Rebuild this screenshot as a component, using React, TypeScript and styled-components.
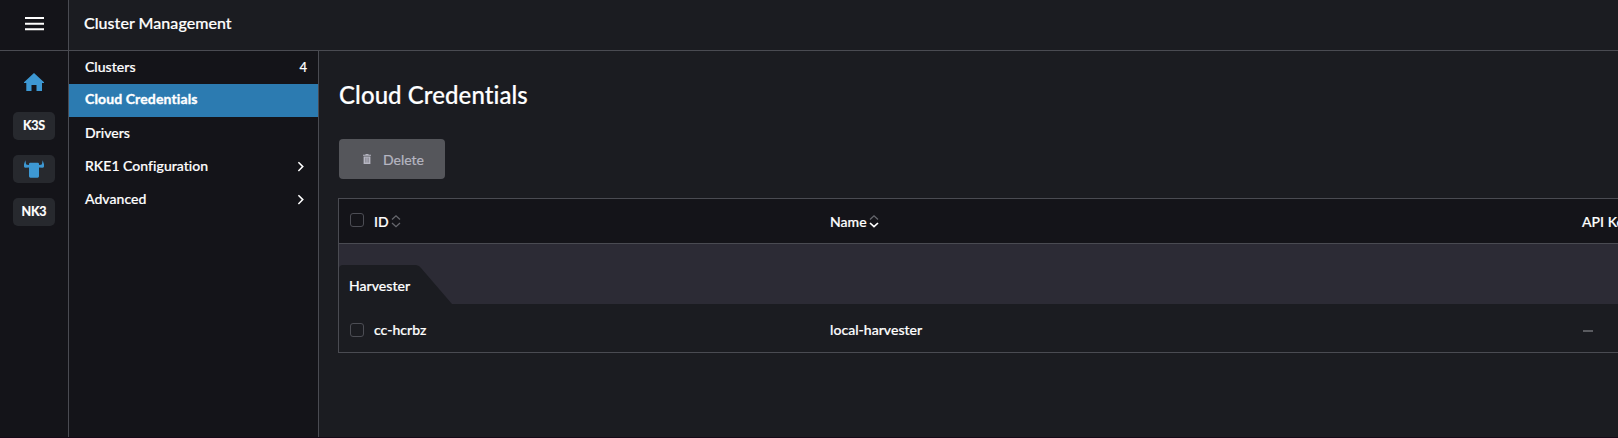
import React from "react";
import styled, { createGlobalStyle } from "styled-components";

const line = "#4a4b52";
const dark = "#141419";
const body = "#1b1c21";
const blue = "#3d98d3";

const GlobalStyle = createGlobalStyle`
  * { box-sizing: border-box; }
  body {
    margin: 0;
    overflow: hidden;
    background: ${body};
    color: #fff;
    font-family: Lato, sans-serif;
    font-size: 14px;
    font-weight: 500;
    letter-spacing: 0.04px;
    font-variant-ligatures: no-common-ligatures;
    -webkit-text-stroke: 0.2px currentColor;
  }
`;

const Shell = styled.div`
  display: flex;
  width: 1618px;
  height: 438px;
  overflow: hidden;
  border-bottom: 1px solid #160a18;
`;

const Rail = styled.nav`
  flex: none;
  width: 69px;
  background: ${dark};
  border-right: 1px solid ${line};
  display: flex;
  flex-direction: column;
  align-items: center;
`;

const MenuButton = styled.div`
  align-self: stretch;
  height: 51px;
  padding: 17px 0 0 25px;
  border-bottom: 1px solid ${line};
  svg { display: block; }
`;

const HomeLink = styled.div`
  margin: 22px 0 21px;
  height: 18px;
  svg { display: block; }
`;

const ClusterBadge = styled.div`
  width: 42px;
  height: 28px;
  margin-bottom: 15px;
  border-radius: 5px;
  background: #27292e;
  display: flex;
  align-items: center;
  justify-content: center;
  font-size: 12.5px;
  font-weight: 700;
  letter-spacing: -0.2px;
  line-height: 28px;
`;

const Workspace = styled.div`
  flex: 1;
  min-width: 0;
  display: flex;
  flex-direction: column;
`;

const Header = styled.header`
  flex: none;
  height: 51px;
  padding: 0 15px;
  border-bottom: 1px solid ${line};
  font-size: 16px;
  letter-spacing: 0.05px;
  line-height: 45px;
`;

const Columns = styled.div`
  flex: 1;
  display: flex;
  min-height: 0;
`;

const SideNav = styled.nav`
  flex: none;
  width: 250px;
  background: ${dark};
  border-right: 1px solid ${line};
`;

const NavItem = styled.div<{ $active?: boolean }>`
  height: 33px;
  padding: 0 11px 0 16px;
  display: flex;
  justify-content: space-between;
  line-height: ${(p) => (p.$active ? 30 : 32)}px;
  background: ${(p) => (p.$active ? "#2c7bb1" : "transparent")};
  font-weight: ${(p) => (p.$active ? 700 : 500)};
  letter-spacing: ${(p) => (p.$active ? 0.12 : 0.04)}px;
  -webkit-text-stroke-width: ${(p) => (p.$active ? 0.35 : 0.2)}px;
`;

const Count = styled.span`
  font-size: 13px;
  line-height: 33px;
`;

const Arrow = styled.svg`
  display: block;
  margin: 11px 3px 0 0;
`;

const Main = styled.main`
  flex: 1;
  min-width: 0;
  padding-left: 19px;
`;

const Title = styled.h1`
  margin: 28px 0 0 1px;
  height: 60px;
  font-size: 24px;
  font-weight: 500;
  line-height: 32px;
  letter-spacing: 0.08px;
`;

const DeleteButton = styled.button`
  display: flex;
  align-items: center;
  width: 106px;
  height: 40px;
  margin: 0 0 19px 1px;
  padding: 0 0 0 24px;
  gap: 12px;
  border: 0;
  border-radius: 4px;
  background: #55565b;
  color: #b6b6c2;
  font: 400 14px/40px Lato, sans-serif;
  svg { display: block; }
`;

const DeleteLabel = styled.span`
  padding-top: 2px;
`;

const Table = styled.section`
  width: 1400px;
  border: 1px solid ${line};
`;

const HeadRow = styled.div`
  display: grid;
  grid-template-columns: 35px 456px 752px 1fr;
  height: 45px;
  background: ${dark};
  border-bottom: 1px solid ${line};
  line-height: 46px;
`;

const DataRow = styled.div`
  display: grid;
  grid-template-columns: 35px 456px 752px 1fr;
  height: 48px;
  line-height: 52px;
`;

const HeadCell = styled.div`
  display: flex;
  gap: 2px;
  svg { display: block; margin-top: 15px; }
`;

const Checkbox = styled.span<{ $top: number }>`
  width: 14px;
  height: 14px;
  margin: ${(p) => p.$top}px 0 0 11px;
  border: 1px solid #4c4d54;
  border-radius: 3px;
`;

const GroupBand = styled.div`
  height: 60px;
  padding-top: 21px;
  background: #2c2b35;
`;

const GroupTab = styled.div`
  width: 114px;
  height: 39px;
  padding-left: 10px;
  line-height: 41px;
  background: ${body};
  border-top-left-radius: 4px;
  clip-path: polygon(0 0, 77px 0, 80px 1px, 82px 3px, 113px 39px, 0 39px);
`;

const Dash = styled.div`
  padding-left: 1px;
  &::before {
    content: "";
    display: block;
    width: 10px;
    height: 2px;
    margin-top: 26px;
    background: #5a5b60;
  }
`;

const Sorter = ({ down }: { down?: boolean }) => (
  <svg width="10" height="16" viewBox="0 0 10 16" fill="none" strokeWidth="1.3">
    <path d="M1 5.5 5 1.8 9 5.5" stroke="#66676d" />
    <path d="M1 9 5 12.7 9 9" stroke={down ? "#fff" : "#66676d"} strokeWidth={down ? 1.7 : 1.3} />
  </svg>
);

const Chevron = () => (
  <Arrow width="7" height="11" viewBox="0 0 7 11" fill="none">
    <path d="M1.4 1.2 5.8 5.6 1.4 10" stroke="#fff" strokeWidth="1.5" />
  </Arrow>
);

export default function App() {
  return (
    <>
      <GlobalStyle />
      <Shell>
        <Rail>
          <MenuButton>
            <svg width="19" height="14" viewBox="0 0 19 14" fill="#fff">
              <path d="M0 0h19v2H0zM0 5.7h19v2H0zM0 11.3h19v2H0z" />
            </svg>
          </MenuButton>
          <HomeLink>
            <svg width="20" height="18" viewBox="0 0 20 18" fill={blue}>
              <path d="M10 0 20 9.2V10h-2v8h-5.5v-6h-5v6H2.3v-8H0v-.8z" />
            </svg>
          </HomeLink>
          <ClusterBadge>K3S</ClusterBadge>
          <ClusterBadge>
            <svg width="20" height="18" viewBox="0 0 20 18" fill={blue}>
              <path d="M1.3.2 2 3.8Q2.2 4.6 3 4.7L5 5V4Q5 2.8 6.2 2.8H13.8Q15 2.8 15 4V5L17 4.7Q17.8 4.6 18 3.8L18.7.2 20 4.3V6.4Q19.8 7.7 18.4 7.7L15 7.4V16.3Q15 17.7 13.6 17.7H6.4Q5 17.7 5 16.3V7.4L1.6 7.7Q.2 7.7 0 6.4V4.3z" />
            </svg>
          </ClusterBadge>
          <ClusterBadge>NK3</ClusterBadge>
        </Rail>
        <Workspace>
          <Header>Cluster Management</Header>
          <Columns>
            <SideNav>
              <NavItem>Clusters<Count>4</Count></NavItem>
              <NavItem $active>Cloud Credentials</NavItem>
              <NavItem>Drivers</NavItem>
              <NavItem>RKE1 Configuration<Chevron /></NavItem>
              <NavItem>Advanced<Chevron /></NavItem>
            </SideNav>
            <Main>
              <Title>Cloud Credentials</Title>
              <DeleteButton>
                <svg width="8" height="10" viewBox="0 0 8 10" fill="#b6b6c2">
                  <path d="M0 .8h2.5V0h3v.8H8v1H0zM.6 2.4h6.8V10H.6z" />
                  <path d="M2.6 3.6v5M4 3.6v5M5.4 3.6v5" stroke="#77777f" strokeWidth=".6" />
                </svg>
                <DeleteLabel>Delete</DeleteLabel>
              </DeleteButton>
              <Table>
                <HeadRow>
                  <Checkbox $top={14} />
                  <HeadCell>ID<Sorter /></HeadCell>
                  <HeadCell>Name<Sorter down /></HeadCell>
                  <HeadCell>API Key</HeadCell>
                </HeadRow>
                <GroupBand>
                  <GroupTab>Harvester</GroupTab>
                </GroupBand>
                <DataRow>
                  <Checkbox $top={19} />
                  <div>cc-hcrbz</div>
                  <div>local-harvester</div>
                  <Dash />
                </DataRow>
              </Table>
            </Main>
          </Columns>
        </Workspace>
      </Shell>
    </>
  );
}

-------

WHAT THE TASK REQUIRES => Your answer should be a single number: how many lines of the material contain the word "components".

RESULT OF THIS TASK => 2